◆ Stated problem
Skip the pictures and extract all of the lines exactly as written.

* BEGIN Dataset excerpt *

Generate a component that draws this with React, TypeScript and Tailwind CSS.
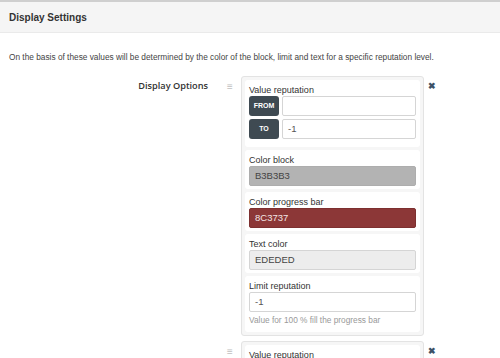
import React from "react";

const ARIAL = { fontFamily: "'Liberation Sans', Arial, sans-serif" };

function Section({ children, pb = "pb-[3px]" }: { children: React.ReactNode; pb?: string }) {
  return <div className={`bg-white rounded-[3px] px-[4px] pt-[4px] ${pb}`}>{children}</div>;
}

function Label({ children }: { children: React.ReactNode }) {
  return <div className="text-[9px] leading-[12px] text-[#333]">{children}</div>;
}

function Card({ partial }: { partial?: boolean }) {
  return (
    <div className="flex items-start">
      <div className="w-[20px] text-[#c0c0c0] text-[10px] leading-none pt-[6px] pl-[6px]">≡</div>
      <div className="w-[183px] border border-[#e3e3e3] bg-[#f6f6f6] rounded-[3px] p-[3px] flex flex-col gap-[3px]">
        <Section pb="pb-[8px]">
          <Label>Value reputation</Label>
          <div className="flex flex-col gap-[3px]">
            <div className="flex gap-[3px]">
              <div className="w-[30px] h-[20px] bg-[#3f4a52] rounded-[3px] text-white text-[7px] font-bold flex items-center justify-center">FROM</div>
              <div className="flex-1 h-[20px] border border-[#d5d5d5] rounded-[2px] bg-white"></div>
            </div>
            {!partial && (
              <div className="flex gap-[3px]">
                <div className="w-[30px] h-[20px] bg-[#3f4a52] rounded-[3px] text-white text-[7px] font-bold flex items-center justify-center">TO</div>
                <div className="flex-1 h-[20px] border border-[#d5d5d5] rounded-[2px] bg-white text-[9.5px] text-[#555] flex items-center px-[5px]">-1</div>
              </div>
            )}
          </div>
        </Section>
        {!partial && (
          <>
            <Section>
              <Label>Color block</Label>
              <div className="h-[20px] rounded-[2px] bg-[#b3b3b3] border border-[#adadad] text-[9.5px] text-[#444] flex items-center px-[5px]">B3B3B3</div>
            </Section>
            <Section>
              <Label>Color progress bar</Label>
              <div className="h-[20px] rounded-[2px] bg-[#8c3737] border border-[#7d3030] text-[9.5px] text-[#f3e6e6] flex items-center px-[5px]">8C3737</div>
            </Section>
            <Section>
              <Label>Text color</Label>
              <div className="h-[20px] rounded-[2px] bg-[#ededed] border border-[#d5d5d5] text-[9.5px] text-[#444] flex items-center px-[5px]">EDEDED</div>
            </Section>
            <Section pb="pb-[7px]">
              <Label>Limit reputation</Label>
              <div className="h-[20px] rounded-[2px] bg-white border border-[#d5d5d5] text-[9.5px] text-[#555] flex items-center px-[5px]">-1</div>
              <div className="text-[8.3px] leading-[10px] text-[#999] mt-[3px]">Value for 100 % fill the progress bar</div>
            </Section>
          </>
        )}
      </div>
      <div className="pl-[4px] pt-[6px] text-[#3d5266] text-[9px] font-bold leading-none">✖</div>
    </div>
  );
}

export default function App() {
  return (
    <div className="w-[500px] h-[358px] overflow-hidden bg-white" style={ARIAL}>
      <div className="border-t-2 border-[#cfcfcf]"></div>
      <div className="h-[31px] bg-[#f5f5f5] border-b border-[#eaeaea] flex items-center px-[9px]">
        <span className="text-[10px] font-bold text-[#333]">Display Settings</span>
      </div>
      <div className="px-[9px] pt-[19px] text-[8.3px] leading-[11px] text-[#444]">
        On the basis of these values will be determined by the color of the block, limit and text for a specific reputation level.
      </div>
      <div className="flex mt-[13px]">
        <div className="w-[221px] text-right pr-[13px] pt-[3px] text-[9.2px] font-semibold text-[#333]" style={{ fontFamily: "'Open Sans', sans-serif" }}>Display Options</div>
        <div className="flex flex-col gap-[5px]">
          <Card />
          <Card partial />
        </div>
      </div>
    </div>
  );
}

* END Dataset excerpt *

◆ Final result
Generate a component that draws this with React, TypeScript and Tailwind CSS.
import React from "react";

const ARIAL = { fontFamily: "'Liberation Sans', Arial, sans-serif" };

function Section({ children, pb = "pb-[3px]" }: { children: React.ReactNode; pb?: string }) {
  return <div className={`bg-white rounded-[3px] px-[4px] pt-[4px] ${pb}`}>{children}</div>;
}

function Label({ children }: { children: React.ReactNode }) {
  return <div className="text-[9px] leading-[12px] text-[#333]">{children}</div>;
}

function Card({ partial }: { partial?: boolean }) {
  return (
    <div className="flex items-start">
      <div className="w-[20px] text-[#c0c0c0] text-[10px] leading-none pt-[6px] pl-[6px]">≡</div>
      <div className="w-[183px] border border-[#e3e3e3] bg-[#f6f6f6] rounded-[3px] p-[3px] flex flex-col gap-[3px]">
        <Section pb="pb-[8px]">
          <Label>Value reputation</Label>
          <div className="flex flex-col gap-[3px]">
            <div className="flex gap-[3px]">
              <div className="w-[30px] h-[20px] bg-[#3f4a52] rounded-[3px] text-white text-[7px] font-bold flex items-center justify-center">FROM</div>
              <div className="flex-1 h-[20px] border border-[#d5d5d5] rounded-[2px] bg-white"></div>
            </div>
            {!partial && (
              <div className="flex gap-[3px]">
                <div className="w-[30px] h-[20px] bg-[#3f4a52] rounded-[3px] text-white text-[7px] font-bold flex items-center justify-center">TO</div>
                <div className="flex-1 h-[20px] border border-[#d5d5d5] rounded-[2px] bg-white text-[9.5px] text-[#555] flex items-center px-[5px]">-1</div>
              </div>
            )}
          </div>
        </Section>
        {!partial && (
          <>
            <Section>
              <Label>Color block</Label>
              <div className="h-[20px] rounded-[2px] bg-[#b3b3b3] border border-[#adadad] text-[9.5px] text-[#444] flex items-center px-[5px]">B3B3B3</div>
            </Section>
            <Section>
              <Label>Color progress bar</Label>
              <div className="h-[20px] rounded-[2px] bg-[#8c3737] border border-[#7d3030] text-[9.5px] text-[#f3e6e6] flex items-center px-[5px]">8C3737</div>
            </Section>
            <Section>
              <Label>Text color</Label>
              <div className="h-[20px] rounded-[2px] bg-[#ededed] border border-[#d5d5d5] text-[9.5px] text-[#444] flex items-center px-[5px]">EDEDED</div>
            </Section>
            <Section pb="pb-[7px]">
              <Label>Limit reputation</Label>
              <div className="h-[20px] rounded-[2px] bg-white border border-[#d5d5d5] text-[9.5px] text-[#555] flex items-center px-[5px]">-1</div>
              <div className="text-[8.3px] leading-[10px] text-[#999] mt-[3px]">Value for 100 % fill the progress bar</div>
            </Section>
          </>
        )}
      </div>
      <div className="pl-[4px] pt-[6px] text-[#3d5266] text-[9px] font-bold leading-none">✖</div>
    </div>
  );
}

export default function App() {
  return (
    <div className="w-[500px] h-[358px] overflow-hidden bg-white" style={ARIAL}>
      <div className="border-t-2 border-[#cfcfcf]"></div>
      <div className="h-[31px] bg-[#f5f5f5] border-b border-[#eaeaea] flex items-center px-[9px]">
        <span className="text-[10px] font-bold text-[#333]">Display Settings</span>
      </div>
      <div className="px-[9px] pt-[19px] text-[8.3px] leading-[11px] text-[#444]">
        On the basis of these values will be determined by the color of the block, limit and text for a specific reputation level.
      </div>
      <div className="flex mt-[13px]">
        <div className="w-[221px] text-right pr-[13px] pt-[3px] text-[9.2px] font-semibold text-[#333]" style={{ fontFamily: "'Open Sans', sans-serif" }}>Display Options</div>
        <div className="flex flex-col gap-[5px]">
          <Card />
          <Card partial />
        </div>
      </div>
    </div>
  );
}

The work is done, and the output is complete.